What you have to do: Return the material word for word. Do not include the pictures.

Collected data:
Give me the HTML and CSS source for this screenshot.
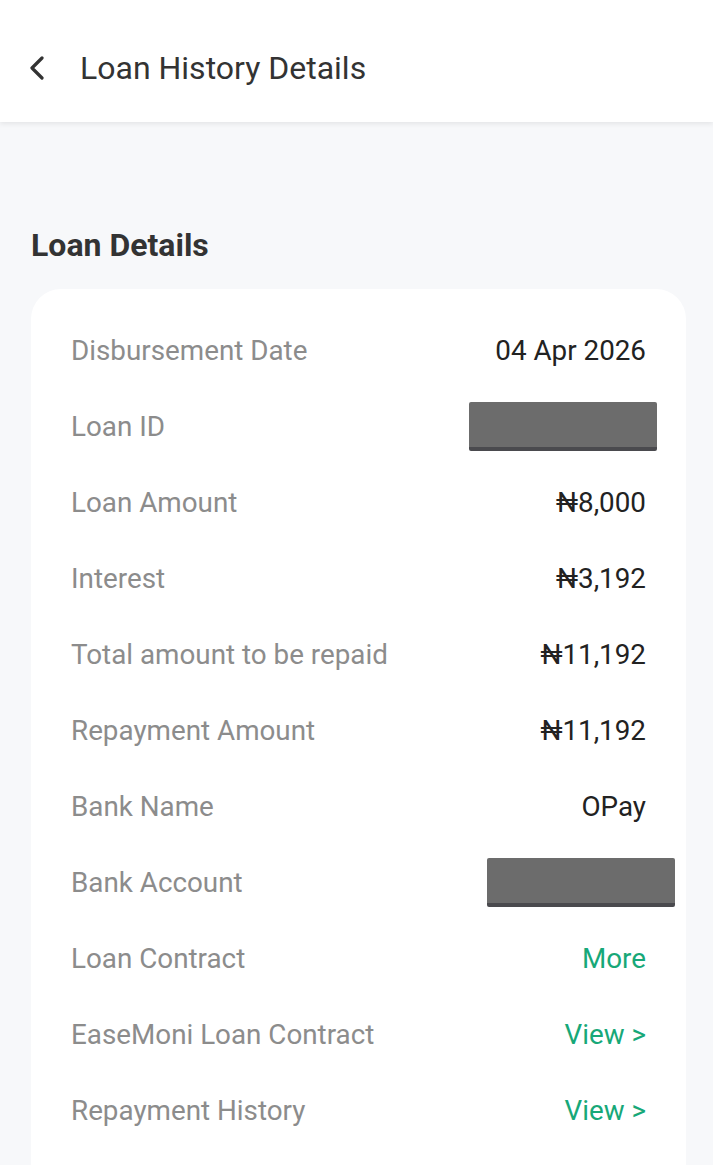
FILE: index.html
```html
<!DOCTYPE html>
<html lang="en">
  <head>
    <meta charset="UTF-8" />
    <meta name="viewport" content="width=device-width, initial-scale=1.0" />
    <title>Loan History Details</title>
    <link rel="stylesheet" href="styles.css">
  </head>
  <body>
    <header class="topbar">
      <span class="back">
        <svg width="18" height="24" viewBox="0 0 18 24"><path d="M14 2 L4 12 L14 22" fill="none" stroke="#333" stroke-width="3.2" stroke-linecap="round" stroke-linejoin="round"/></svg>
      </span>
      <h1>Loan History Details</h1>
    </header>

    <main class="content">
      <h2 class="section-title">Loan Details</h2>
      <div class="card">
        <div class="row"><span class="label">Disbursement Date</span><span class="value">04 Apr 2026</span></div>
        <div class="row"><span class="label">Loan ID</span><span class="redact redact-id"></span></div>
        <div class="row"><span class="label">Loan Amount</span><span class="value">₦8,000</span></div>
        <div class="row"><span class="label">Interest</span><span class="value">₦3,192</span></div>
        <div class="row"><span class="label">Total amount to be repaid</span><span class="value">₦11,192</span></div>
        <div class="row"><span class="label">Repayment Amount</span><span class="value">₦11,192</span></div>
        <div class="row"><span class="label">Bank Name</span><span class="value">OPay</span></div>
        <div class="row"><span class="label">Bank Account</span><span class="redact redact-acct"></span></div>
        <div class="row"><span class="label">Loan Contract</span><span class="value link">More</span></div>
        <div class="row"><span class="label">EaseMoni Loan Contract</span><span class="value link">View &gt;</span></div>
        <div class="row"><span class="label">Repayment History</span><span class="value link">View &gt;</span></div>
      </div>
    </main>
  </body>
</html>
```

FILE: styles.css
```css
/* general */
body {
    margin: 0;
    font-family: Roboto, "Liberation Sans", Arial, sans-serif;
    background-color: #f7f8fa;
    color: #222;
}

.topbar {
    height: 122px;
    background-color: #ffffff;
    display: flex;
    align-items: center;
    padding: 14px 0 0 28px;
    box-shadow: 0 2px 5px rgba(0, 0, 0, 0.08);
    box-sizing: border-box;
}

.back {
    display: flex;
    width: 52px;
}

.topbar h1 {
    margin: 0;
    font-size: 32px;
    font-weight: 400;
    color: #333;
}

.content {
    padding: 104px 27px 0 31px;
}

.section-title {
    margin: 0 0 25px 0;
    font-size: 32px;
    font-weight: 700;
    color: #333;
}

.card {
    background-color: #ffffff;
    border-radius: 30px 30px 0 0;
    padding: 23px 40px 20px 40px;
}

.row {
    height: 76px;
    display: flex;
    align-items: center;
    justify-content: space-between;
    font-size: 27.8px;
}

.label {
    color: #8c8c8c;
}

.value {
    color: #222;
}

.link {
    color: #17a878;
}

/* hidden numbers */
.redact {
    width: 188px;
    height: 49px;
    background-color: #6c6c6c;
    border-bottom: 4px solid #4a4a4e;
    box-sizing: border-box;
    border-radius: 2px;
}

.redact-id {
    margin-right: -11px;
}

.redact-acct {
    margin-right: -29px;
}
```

Answer to this exercise:
Give me the HTML and CSS source for this screenshot.
FILE: index.html
```html
<!DOCTYPE html>
<html lang="en">
  <head>
    <meta charset="UTF-8" />
    <meta name="viewport" content="width=device-width, initial-scale=1.0" />
    <title>Loan History Details</title>
    <link rel="stylesheet" href="styles.css">
  </head>
  <body>
    <header class="topbar">
      <span class="back">
        <svg width="18" height="24" viewBox="0 0 18 24"><path d="M14 2 L4 12 L14 22" fill="none" stroke="#333" stroke-width="3.2" stroke-linecap="round" stroke-linejoin="round"/></svg>
      </span>
      <h1>Loan History Details</h1>
    </header>

    <main class="content">
      <h2 class="section-title">Loan Details</h2>
      <div class="card">
        <div class="row"><span class="label">Disbursement Date</span><span class="value">04 Apr 2026</span></div>
        <div class="row"><span class="label">Loan ID</span><span class="redact redact-id"></span></div>
        <div class="row"><span class="label">Loan Amount</span><span class="value">₦8,000</span></div>
        <div class="row"><span class="label">Interest</span><span class="value">₦3,192</span></div>
        <div class="row"><span class="label">Total amount to be repaid</span><span class="value">₦11,192</span></div>
        <div class="row"><span class="label">Repayment Amount</span><span class="value">₦11,192</span></div>
        <div class="row"><span class="label">Bank Name</span><span class="value">OPay</span></div>
        <div class="row"><span class="label">Bank Account</span><span class="redact redact-acct"></span></div>
        <div class="row"><span class="label">Loan Contract</span><span class="value link">More</span></div>
        <div class="row"><span class="label">EaseMoni Loan Contract</span><span class="value link">View &gt;</span></div>
        <div class="row"><span class="label">Repayment History</span><span class="value link">View &gt;</span></div>
      </div>
    </main>
  </body>
</html>
```

FILE: styles.css
```css
/* general */
body {
    margin: 0;
    font-family: Roboto, "Liberation Sans", Arial, sans-serif;
    background-color: #f7f8fa;
    color: #222;
}

.topbar {
    height: 122px;
    background-color: #ffffff;
    display: flex;
    align-items: center;
    padding: 14px 0 0 28px;
    box-shadow: 0 2px 5px rgba(0, 0, 0, 0.08);
    box-sizing: border-box;
}

.back {
    display: flex;
    width: 52px;
}

.topbar h1 {
    margin: 0;
    font-size: 32px;
    font-weight: 400;
    color: #333;
}

.content {
    padding: 104px 27px 0 31px;
}

.section-title {
    margin: 0 0 25px 0;
    font-size: 32px;
    font-weight: 700;
    color: #333;
}

.card {
    background-color: #ffffff;
    border-radius: 30px 30px 0 0;
    padding: 23px 40px 20px 40px;
}

.row {
    height: 76px;
    display: flex;
    align-items: center;
    justify-content: space-between;
    font-size: 27.8px;
}

.label {
    color: #8c8c8c;
}

.value {
    color: #222;
}

.link {
    color: #17a878;
}

/* hidden numbers */
.redact {
    width: 188px;
    height: 49px;
    background-color: #6c6c6c;
    border-bottom: 4px solid #4a4a4e;
    box-sizing: border-box;
    border-radius: 2px;
}

.redact-id {
    margin-right: -11px;
}

.redact-acct {
    margin-right: -29px;
}
```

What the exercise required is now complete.